To be honest, after a general introduction by Welch wherein he stated it was the first live performance of the group and hearing the first song performed, I could sense that it was the quartet’s freshman effort. They opened with a hard-swinging, bop piece with an ex-tended sax solo which moved into a piano solo and ended with a repetition of the melody by the sax. From there the band played a 12-bar blues entitled “Brucker’s Blues” and then into another bop piece “Optimum Propensity”. These pieces while performed well, were nothing I hadn’t heard before. Welch was fluid and precise in his solos hitting most notes in the scale, rarely venturing outside of the chosen key, and when he dared reach out, it was merely for accent and was quick to return to the relative safety of the key. What was interesting was the interplay with Welch’s fluid, almost nonstop blowing and the pianist’s sharp, angular, staccato solos. The pianist, while lacking any sort of real dynamics in any of the songs he played, made interesting use of space around the keys he hammered down.

At this point of the show, three songs in, I was settling down and acquiescing for an evening of decent, but insignificant playing. It was at this point that one of those wonderful surprises happened. After a few intriguing, dense block chords were laid down by the piano, a slithering, sensuous melody was eluded from Welch in a distinctly eastern mode. After a trip through the melody, the bass and drums were adjoined to craft a deep, almost hypnotic groove over which Welch soared. It seemed as though a weight had been lifted, and Welch’s style liberated – free to explore regions the audience had not been expecting. In this piece no one else had a solo; Welch carried all melodic duties with assiduity.

From this piece, the pinnacle of the performance, the tunes returned to the normalcy that is west coast bop, starting with a ballad, “Tanya Faye,” named for Welch’s fiancée (who was in attendance), followed by “Collective Minds” which featured a solid groove and a playful interplay between bass and drums. From there, the quartet finished with a tune entitled “You in the Mind of Music” with rapid, virtuosic horn lines and a decent drum solo – the first reasonable action taken by her the entire evening. The group’s weak point (which really should not be so) was the rhythm section. The bassist was mediocre and the drummer missed many of her ques resulting in audible mistakes that were easily identifiable. She seemed to have trouble reading the other musicians – a problem to have in a person responsible for giving the solid foundation of the rhythm. However, Welch’s fluid lines juxtaposed with the pianist’s terse hammerings created an enjoyable auditory show.

After a short break wherein bladders were emptied and drinks refilled, Welch took the stage again but with a different group and to a different tune.
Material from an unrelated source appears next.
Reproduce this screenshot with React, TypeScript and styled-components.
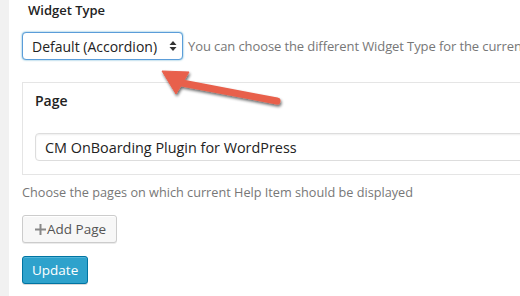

Joined by a percussionist (playing a tabla or perhaps a nagada), and a vocalist who strummed away on a tanpura, Welch traded simple melodic ideas with the vocalist all of which remained riveting and mesmerizing despite the lack of harmonic movement. The tanpura is an instrument that consists of four strings tuned open, that are plucked successively to give a ceaseless layer, or foundation, that the soloist colors over. The melodies were straight-forward, but beautiful, based in a Dorian minor key which sounded distinctly Indian. The vocals and soprano sax coexisted symbiotically, Welch playing an idea only to have it repeated back to him slightly changed by the vocalist to which he would respond in kind, continuing the cycle practically ad infinitum (the song lasted over twenty five minutes). Welch’s lines were distinctly western in flavor with many bent and ‘blue’ notes woven to the aural fabric and the vocalists were traditionally Indian with heavy use of vibrato and very breathy.

The set consisted of three songs – all twenty minute jam sessions – that were unex-pectedly lyrical and provided a wonderful counterpoint to the fairly generic first set. My ad-vice to Welch; take your knowledge and obvious love of traditional Indian music and expand upon, devise new, proliferate and liberate. Pursue the track of most resistance and reach for that antithesis of commercialism. It won’t sell popularly, but you’ve got something fresh and surprising that is refreshing to hear and hauntingly and mesmerizing beautiful.